The banking industry is just another in a long line of industries making the transition to the cloud, with AWS leading the way in terms of migration.
Traditionally banks have been reluctant to embrace such technologies, especially on security grounds.
However, banks are increasingly realising that cloud computing can help them respond more effectively to challenges by driving down costs, enabling innovation and creating the flexibility needed to respond to change.
According to David Richards writing for NetworkWorld in his article 'Banking on the Cloud', FINRA, one of the largest independent securities regulators in the United States, has now moved about 75 percent of its operations to the cloud. By doing so, it estimates it will save up to $20 million annually by using Amazon Web Services instead of a physical data center infrastructure.
David writes that "A major benefit of its move to the cloud has been speed. Some of the more complex queries FINRA runs on its data could take several hours in extreme cases, but they are now done in a few seconds, allowing the regulator to run surveillance patterns more quickly and do more data analysis."
This is hardly surprising - just last month AWS announced the availability of X1 instances for Amazon EC2 featuring 2 TB of memory and high-performing Intel processors to support large-scale in-memory databases, big data processing, and HPC.

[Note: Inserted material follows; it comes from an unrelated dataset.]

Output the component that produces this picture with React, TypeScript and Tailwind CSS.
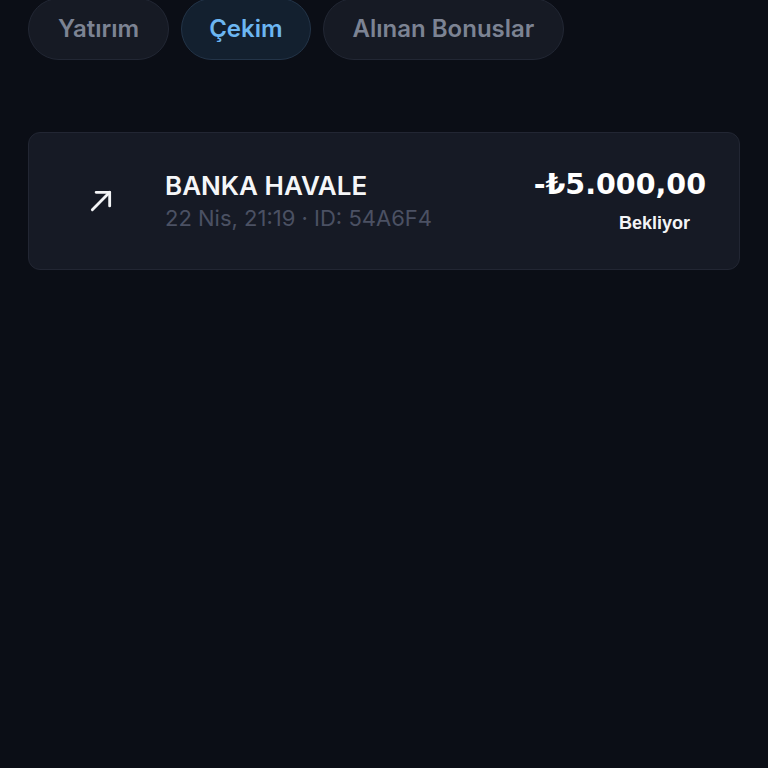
import React from "react";

function ArrowUpRight() {
  return (
    <svg width="26" height="26" viewBox="0 0 24 24" fill="none" stroke="#f3f4f6" strokeWidth="2.6" strokeLinecap="round" strokeLinejoin="round">
      <path d="M4 20 20 4" />
      <path d="M7.5 4H20v12.5" />
    </svg>
  );
}

export default function App() {
  return (
    <div className="min-h-[768px] w-full bg-[#0b0e16] overflow-hidden" style={{ fontFamily: "Inter, 'Noto Sans', sans-serif" }}>
      <div className="flex gap-3 pl-7 -mt-[2px]">
        <div className="h-[62px] px-[29px] rounded-full bg-[#161a24] border border-[#222734] flex items-center text-[24px] font-semibold text-[#7c8393]">Yatırım</div>
        <div className="h-[62px] px-[27px] rounded-full bg-[#13202f] border border-[#233448] flex items-center text-[24px] font-semibold text-[#6cb6f2]">Çekim</div>
        <div className="h-[62px] px-[29px] rounded-full bg-[#161a24] border border-[#222734] flex items-center text-[24px] font-semibold text-[#7c8393]">Alınan Bonuslar</div>
      </div>
      <div className="mx-7 mt-[72px] h-[138px] rounded-[12px] bg-[#161a25] border border-[#222633] flex items-center pl-[59px] pr-[33px]">
        <div className="w-[26px] flex justify-center"><ArrowUpRight /></div>
        <div className="ml-[51px] flex flex-col mt-[2px]">
          <div className="text-[26px] font-semibold text-[#f5f6f8] leading-[32px]">BANKA HAVALE</div>
          <div className="text-[22px] text-[#4b5163] leading-[32px]">22 Nis, 21:19 · ID: 54A6F4</div>
        </div>
        <div className="ml-auto flex flex-col items-end">
          <div className="text-[28.5px] font-bold text-white leading-[36px]" style={{ fontFamily: "'DejaVu Sans', sans-serif" }}>-₺5.000,00</div>
          <div className="text-[18px] font-bold text-[#f3f4f6] leading-[24px] mt-[8px] mr-[16px]" style={{ fontFamily: "'Liberation Sans', Arial, sans-serif" }}>Bekliyor</div>
        </div>
      </div>
    </div>
  );
}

By using AWS, businesses can scale up vast amounts of technology infrastructure on demand and pay only for what they use. Having such vast compute capacity available on demand is extremely important in the capital markets industry where milliseconds can mean millions in profit.
According to Richards, cloud computing means banks no longer have to invest heavily in dedicated hardware, software and manpower.
He quotes the example of the Commonwealth Bank of Australia, which said it used to take eight weeks and several thousand dollars to stand up a new server. Now it takes eight minutes and 25 cents to do the same thing in the cloud, making the bank much more responsive to changing customer demands.
Basically cloud improves flexibility and scalability, enabling banks and financial institutions to transform their business processes and grow organically in new sectors and geographies without incurring huge costs for establishing a physical presence.
Richards sums up:
"Ultimately the banks that take advantage of cloud computing are better positioned to respond to economic uncertainties, interconnected global financial systems and demanding customers. If they want to stay ahead, as the regulators have realised, the cloud is no longer a nice to have, but increasingly a necessity."